Earlier this week I had the pleasure to attend a talk by Jean-Claude Guédon from the University of Montreal: Let the real OA stand up! say researchers, librarians, publishers, citizens, …
Guédon, renowned OA activist and promoter, has interesting viewpoints - certainly more innovative than I would have thought. He gave a general historical introduction to OA and then continued with a more in-depth analysis of the current issues the movement is facing in order to build an “open access world”. A couple of points I liked:
Science Citation Index. The existence of a commercial index for citations in academic documents is a dubious one. Indexes like SCI, initially created for the sole function of aiding information retrieval have been used for decades for quality assessment and research evaluation. The elitist circles around “prestigious” journals and their extremely high subscription fees are the result of such an antiquate evaluation mechanism. With the electronic tools we have, we can do much better than that - and we will.

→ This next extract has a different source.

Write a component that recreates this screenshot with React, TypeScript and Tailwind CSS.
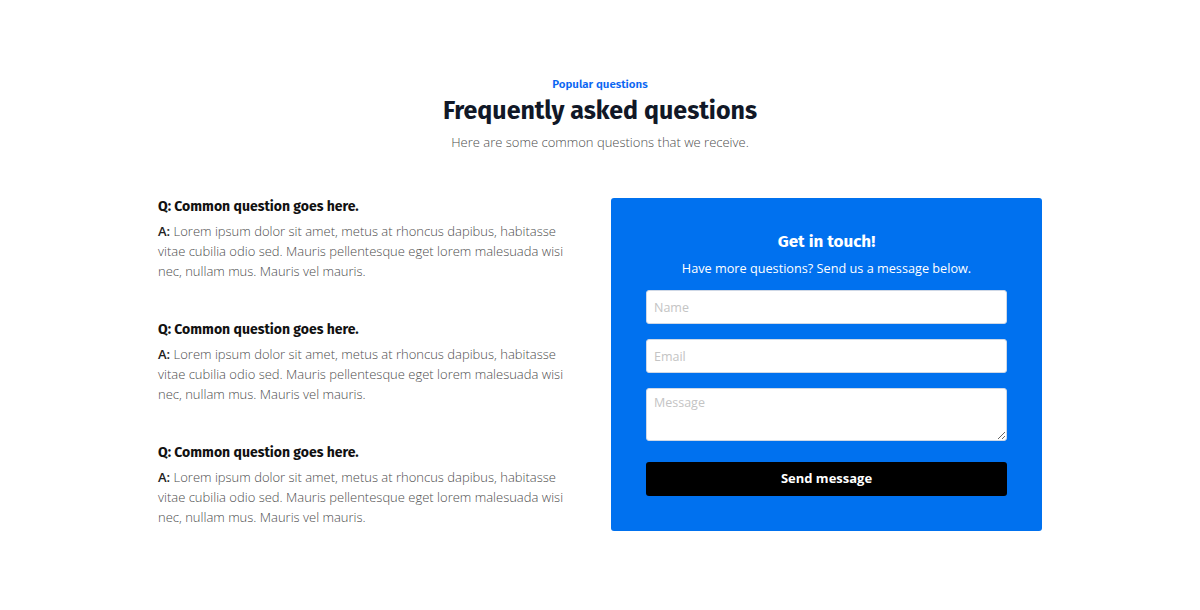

Copyrights and authors. Authors want to know nothing about copyrights. A number of emerging journals offer solutions in between OA and semi-OA with funky and obscure copyright policies. Projects like Sherpa/Romeo offer useful search engines to browse through all rights offered by different journals, but do we really need all that? Creative and Science Commons are doing a great job at making copyright simple.
Institutional vs. Subject. Institutional and subject repositories are compatible. True. There has been too much discussion on the subject. Subject or institutional? Just let the repository begin. Interoperability and semantic content will sort content out accordingly to the reader needs.
The talk was held on Monday May 8th in Geneva at ITU as a part of a series of Library Science Talks.